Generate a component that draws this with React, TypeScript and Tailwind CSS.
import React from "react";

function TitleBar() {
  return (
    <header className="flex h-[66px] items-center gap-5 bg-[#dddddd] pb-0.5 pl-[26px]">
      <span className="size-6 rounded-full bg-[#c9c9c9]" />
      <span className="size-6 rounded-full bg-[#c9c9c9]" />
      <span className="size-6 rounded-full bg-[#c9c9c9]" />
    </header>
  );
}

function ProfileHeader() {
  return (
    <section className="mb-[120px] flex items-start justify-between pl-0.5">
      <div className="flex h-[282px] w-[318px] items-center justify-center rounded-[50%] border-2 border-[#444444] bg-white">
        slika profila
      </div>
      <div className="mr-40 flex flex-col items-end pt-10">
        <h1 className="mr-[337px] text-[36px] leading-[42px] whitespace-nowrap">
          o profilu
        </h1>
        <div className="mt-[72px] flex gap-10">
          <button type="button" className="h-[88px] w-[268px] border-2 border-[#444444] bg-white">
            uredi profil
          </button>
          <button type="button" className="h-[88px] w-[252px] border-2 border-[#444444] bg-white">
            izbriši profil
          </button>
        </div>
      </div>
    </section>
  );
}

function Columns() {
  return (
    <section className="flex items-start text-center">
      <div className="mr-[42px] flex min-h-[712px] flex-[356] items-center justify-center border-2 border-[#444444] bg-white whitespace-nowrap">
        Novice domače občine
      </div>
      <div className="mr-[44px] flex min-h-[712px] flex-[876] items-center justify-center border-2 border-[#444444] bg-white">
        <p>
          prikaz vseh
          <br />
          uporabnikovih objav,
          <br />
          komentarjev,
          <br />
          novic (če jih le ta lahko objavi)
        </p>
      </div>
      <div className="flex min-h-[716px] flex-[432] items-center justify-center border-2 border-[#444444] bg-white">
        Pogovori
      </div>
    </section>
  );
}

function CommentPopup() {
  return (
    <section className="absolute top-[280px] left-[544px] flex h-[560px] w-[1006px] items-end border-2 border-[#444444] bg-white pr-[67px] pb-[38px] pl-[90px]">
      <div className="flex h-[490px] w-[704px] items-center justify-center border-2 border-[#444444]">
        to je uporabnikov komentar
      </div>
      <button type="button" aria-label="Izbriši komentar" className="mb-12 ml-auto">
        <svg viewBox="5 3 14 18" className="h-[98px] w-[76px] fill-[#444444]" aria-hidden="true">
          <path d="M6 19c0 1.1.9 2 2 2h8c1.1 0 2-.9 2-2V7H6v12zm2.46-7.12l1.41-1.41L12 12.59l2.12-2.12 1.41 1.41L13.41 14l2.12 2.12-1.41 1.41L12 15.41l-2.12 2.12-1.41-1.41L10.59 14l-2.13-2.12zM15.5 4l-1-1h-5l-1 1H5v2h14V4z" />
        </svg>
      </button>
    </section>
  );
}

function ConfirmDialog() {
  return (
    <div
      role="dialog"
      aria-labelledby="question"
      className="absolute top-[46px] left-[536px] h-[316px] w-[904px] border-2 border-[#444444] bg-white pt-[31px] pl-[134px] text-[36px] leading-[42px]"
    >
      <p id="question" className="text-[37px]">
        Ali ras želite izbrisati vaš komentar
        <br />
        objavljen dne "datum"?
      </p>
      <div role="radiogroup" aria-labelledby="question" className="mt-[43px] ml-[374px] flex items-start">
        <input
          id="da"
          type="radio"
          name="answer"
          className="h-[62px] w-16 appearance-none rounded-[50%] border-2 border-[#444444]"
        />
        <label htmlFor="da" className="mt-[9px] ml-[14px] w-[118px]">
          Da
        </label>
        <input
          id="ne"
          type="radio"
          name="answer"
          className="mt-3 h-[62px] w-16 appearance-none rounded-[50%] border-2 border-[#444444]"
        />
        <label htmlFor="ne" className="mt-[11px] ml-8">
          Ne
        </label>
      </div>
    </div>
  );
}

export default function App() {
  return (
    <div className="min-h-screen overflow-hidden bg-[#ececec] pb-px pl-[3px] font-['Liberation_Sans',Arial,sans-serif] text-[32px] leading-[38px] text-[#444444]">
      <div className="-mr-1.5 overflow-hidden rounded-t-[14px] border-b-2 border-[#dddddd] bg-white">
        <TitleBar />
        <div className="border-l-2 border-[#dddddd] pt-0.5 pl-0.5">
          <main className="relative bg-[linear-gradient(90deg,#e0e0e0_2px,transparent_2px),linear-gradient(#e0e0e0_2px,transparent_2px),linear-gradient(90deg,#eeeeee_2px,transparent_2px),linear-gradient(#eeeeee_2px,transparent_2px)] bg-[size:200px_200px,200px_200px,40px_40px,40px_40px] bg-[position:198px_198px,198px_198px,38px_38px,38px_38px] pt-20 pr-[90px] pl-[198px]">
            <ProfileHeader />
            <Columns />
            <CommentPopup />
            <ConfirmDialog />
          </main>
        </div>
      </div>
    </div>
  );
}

--

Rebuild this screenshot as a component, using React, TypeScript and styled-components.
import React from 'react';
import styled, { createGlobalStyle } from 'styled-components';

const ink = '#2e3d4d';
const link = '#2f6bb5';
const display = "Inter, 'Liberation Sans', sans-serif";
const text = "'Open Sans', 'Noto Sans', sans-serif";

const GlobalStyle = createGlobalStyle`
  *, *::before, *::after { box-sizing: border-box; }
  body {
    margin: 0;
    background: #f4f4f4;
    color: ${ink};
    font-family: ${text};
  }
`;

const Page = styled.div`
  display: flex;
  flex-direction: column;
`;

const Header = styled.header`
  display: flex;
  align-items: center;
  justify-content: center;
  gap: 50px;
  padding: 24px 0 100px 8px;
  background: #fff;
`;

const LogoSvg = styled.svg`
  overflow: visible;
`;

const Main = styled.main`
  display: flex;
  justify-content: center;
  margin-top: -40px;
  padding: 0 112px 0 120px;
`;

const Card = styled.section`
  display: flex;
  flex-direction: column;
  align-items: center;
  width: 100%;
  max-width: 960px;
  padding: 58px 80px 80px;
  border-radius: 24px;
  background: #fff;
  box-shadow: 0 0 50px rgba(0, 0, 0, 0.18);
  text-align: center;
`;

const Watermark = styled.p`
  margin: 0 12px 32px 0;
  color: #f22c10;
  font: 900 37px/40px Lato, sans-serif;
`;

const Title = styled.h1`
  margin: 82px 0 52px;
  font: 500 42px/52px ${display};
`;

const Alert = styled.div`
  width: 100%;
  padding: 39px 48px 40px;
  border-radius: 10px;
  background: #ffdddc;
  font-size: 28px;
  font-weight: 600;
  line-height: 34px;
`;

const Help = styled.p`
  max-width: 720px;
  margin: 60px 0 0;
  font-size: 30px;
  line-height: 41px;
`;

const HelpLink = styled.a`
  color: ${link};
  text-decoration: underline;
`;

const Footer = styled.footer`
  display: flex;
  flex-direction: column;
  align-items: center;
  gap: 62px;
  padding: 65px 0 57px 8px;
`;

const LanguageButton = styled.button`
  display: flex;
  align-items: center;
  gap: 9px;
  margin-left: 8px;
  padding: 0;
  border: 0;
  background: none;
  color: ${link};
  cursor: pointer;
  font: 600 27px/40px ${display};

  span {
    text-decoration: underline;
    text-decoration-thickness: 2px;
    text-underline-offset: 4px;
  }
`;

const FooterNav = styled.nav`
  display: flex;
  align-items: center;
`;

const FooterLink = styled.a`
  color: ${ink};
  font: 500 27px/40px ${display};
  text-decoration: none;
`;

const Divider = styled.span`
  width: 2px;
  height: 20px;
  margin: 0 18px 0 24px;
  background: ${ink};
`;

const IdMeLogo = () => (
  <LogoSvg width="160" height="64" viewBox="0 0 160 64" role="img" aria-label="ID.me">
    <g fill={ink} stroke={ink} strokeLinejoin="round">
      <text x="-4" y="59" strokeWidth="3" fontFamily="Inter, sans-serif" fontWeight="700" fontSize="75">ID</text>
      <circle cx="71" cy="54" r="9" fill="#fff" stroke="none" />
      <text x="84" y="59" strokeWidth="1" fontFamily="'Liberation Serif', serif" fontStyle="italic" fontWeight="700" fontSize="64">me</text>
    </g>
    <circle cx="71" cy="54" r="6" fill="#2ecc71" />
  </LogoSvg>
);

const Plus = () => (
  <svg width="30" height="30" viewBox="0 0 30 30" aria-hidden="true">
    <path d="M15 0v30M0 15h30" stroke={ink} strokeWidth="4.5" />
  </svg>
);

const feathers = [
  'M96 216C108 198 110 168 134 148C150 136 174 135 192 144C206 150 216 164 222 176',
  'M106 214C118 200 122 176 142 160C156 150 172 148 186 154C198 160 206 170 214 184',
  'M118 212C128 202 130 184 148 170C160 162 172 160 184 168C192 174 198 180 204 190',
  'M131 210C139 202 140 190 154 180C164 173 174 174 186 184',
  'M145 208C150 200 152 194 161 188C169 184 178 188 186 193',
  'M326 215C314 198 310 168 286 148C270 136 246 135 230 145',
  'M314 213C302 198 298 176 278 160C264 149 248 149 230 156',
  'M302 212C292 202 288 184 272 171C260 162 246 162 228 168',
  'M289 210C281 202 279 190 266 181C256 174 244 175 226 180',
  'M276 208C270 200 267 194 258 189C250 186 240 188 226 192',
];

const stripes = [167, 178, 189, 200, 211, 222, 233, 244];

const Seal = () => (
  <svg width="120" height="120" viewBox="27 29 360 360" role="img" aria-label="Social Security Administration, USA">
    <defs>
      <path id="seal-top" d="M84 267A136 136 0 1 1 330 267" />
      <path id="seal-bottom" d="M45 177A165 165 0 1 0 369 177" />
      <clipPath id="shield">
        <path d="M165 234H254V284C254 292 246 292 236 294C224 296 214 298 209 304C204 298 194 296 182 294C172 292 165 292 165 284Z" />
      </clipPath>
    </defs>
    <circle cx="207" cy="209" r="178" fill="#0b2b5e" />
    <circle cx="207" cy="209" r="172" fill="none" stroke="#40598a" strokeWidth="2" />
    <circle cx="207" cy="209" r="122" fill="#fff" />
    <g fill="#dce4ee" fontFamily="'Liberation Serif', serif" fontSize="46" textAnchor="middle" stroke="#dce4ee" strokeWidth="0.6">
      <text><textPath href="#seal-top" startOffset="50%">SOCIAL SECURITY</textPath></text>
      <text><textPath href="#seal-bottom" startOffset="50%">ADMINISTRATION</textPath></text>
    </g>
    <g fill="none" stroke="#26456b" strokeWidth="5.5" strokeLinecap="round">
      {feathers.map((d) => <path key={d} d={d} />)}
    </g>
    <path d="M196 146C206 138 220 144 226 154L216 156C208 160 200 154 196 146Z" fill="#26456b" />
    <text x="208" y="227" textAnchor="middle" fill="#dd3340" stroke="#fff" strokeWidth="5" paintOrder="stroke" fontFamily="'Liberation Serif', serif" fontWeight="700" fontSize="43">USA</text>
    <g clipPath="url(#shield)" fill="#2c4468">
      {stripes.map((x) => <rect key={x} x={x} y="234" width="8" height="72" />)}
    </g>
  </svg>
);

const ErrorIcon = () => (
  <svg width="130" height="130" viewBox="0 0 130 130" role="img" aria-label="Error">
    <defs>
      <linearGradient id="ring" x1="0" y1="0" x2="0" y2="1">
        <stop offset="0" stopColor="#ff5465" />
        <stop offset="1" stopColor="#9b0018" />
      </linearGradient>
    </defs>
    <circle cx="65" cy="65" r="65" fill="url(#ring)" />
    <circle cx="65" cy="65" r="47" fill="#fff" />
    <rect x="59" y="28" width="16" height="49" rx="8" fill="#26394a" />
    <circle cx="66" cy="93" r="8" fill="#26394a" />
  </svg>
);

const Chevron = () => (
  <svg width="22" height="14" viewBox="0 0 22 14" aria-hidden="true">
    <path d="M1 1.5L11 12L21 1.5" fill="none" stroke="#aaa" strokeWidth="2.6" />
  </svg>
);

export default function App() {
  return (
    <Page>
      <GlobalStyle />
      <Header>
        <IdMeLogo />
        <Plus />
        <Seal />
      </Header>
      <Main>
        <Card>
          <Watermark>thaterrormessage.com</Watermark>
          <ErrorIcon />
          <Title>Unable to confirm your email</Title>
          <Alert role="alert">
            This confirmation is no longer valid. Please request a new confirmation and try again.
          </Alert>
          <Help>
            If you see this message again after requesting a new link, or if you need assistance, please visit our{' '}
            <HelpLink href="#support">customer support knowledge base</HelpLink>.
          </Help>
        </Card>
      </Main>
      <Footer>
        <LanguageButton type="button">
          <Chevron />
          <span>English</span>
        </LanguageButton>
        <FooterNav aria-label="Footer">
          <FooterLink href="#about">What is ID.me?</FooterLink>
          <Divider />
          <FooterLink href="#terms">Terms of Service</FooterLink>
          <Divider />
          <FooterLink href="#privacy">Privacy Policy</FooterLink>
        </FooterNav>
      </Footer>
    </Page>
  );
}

▶ **TASK REQUIREMENTS**
Copy out every line of the listing that contains the string "components".

▶ **RESPONSE TO THIS EXERCISE**
Rebuild this screenshot as a component, using React, TypeScript and styled-components.
import styled, { createGlobalStyle } from 'styled-components';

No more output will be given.